Mathematical Tractability of Neural Nets

Patrick Thomas thomasp at lan.informatik.tu-muenchen.dbp.de
Fri Feb 23 14:52:00 EST 1990


Date: Fri, 23 Feb 90 19:52:31 -0100



 All neural nets which prove to be mathematically tractable (convergence..etc)
seem to be too trivial or biologically remote in order to account for
cerebral phenomena. It may be nice to prove the approximation capabilities of
backprop or some kind of convergent behaviour exhibited by the ART networks.
But (except perhaps for the ART-3 architecture?) they don't really deal with
the complex interactions at synaptic levels already found by neurophysiologists
and especially the ART networks rely on a similiarity measure which may be
fundamentally inappropriate. 

 So whats the alternative ? Define and refine some rules concerning synaptic
interactions (of local AND global kind), think about some rules governing
signal integration by neuronal units and then let it run. What do you get
by this type of self-organizing net ? One thing for sure: mathematical
untractability. This is the Edelman-way (among others). 
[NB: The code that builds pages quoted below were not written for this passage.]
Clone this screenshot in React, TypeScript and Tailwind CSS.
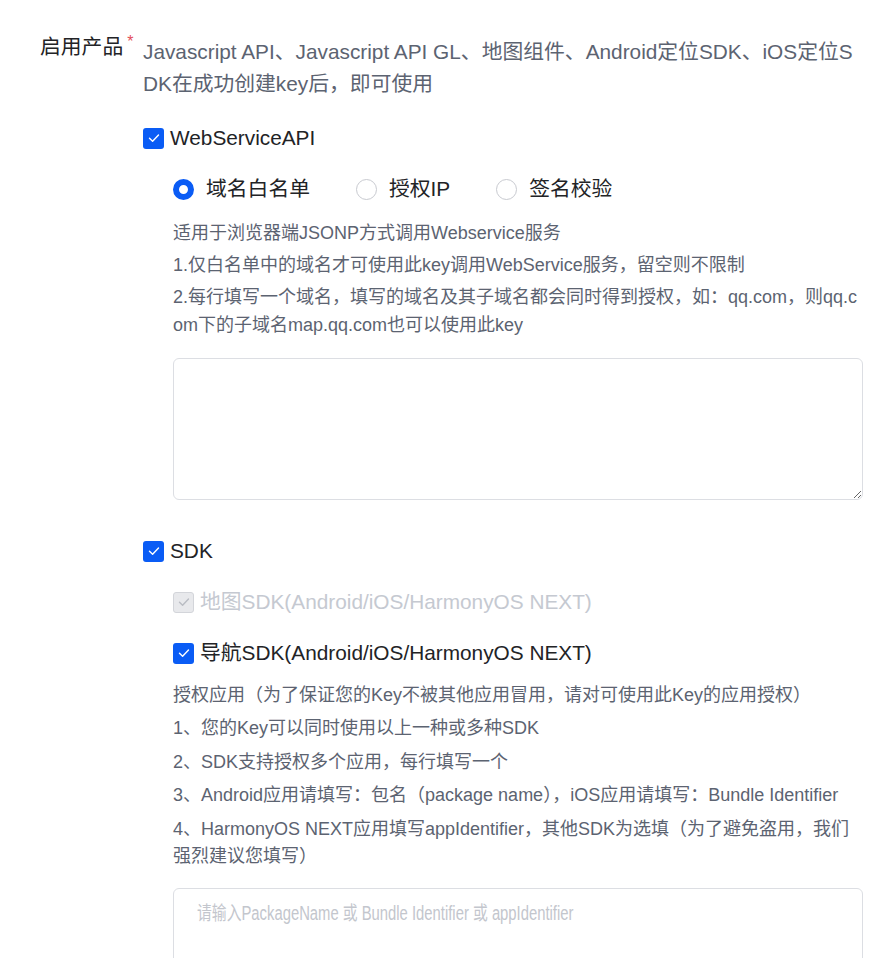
import React from "react";

const Check = ({ disabled = false }: { disabled?: boolean }) => (
  <span
    className={
      disabled
        ? "flex h-[21px] w-[21px] shrink-0 items-center justify-center rounded-[3px] border border-[#d3d5da] bg-[#e8e9ec]"
        : "flex h-[21px] w-[21px] shrink-0 items-center justify-center rounded-[3px] bg-[#0a5cf5]"
    }
  >
    <svg width="14" height="14" viewBox="0 0 14 14" fill="none">
      <polyline
        points="2.5,7.2 5.6,10.2 11.5,4"
        stroke={disabled ? "#b9bcc3" : "#ffffff"}
        strokeWidth="1.4"
        strokeLinecap="round"
        strokeLinejoin="round"
      />
    </svg>
  </span>
);

const CheckRow = ({
  label,
  disabled = false,
  className = "",
}: {
  label: string;
  disabled?: boolean;
  className?: string;
}) => (
  <div className={"flex h-[32px] items-center gap-[6px] " + className}>
    <Check disabled={disabled} />
    <span
      className={
        disabled
          ? "text-[20.8px] leading-[32px] text-[#c5c9d1]"
          : "text-[20.8px] leading-[32px] text-[#222326]"
      }
    >
      {label}
    </span>
  </div>
);

const Radio = ({ label, checked = false }: { label: string; checked?: boolean }) => (
  <div className="flex h-[32px] items-center gap-[12px]">
    <span
      className={
        checked
          ? "h-[21px] w-[21px] shrink-0 rounded-full border-[6px] border-[#0a5cf5] bg-white"
          : "h-[21px] w-[21px] shrink-0 rounded-full border border-[#c8cad0] bg-white"
      }
    />
    <span className="text-[20.8px] leading-[32px] text-[#222326]">{label}</span>
  </div>
);

export default function App() {
  return (
    <div className="h-[958px] w-[890px] overflow-hidden bg-white font-['Liberation_Sans','Noto_Sans_CJK_SC',sans-serif]">
      <div className="flex pt-[31px]">
        <div className="flex w-[143px] shrink-0 items-start pl-[40px]">
          <span className="text-[20.8px] leading-[32px] text-[#222326]">启用产品</span>
          <span className="ml-[4px] mt-[3px] text-[16px] leading-none text-[#e34d59]">*</span>
        </div>
        <div className="w-[720px] pt-[5px]">
          <p className="break-all text-[20.8px] leading-[32px] text-[#5c6371]">
            Javascript API、Javascript API GL、地图组件、Android定位SDK、iOS定位SDK在成功创建key后，即可使用
          </p>

          <CheckRow label="WebServiceAPI" className="mt-[22px]" />

          <div className="pl-[30px]">
            <div className="mt-[19px] flex items-center gap-[46px]">
              <Radio label="域名白名单" checked />
              <Radio label="授权IP" />
              <Radio label="签名校验" />
            </div>

            <div className="mt-[14px] w-[690px] break-all text-[18px] leading-[28px] text-[#5c6371]">
              <p className="mb-[4px]">适用于浏览器端JSONP方式调用Webservice服务</p>
              <p className="mb-[4px]">1.仅白名单中的域名才可使用此key调用WebService服务，留空则不限制</p>
              <p>2.每行填写一个域名，填写的域名及其子域名都会同时得到授权，如：qq.com，则qq.com下的子域名map.qq.com也可以使用此key</p>
            </div>

            <textarea className="mt-[19px] block h-[142px] w-[690px] resize-y rounded-[6px] border border-[#dcdee3] bg-white px-[23px] py-[10px] text-[18px] outline-none" />
          </div>

          <CheckRow label="SDK" className="mt-[35px]" />

          <div className="pl-[30px]">
            <CheckRow label="地图SDK(Android/iOS/HarmonyOS NEXT)" disabled className="mt-[19px]" />
            <CheckRow label="导航SDK(Android/iOS/HarmonyOS NEXT)" className="mt-[19px]" />

            <div className="mt-[12.5px] flex w-[690px] flex-col gap-[6.5px] break-all text-[18px] leading-[27px] text-[#5c6371]">
              <p>授权应用（为了保证您的Key不被其他应用冒用，请对可使用此Key的应用授权）</p>
              <p>1、您的Key可以同时使用以上一种或多种SDK</p>
              <p>2、SDK支持授权多个应用，每行填写一个</p>
              <p>3、Android应用请填写：包名（package name），iOS应用请填写：Bundle Identifier</p>
              <p>4、HarmonyOS NEXT应用填写appIdentifier，其他SDK为选填（为了避免盗用，我们强烈建议您填写）</p>
            </div>

            <div className="relative mt-[18.5px] w-[690px]">
              <textarea className="block h-[142px] w-[690px] resize-y rounded-[6px] border border-[#dcdee3] bg-white px-[23px] py-[10px] text-[18px] leading-[28px] outline-none" />
              <span className="pointer-events-none absolute left-[24px] top-[11px] origin-left scale-x-[0.76] whitespace-nowrap text-[19.5px] leading-[28px] text-[#c3c6cd]">
                请输入PackageName 或 Bundle Identifier 或 appIdentifier
              </span>
            </div>
          </div>
        </div>
      </div>
    </div>
  );
}
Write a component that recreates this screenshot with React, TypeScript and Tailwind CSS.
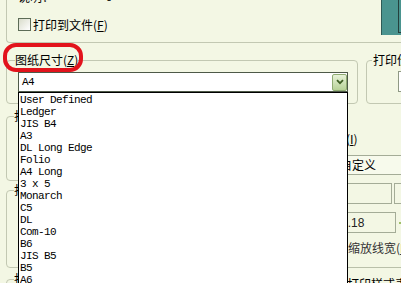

 Which way should be followed by someone interested in brain phenomena and
not with neural nets from an engineering point of view ? Is it true that
all mathematically tractable neural net approaches are inadequate and that
an empirical/experimental stand should be taken ?

I would be grateful for comments on this.

Patrick

P.S.: The Bonhoeffer et al results showing the non-locality of synaptic
      amplification at least on the pre-synaptic side seem to fit 
      nicely with Edelmans "synapses-as-populations" approach.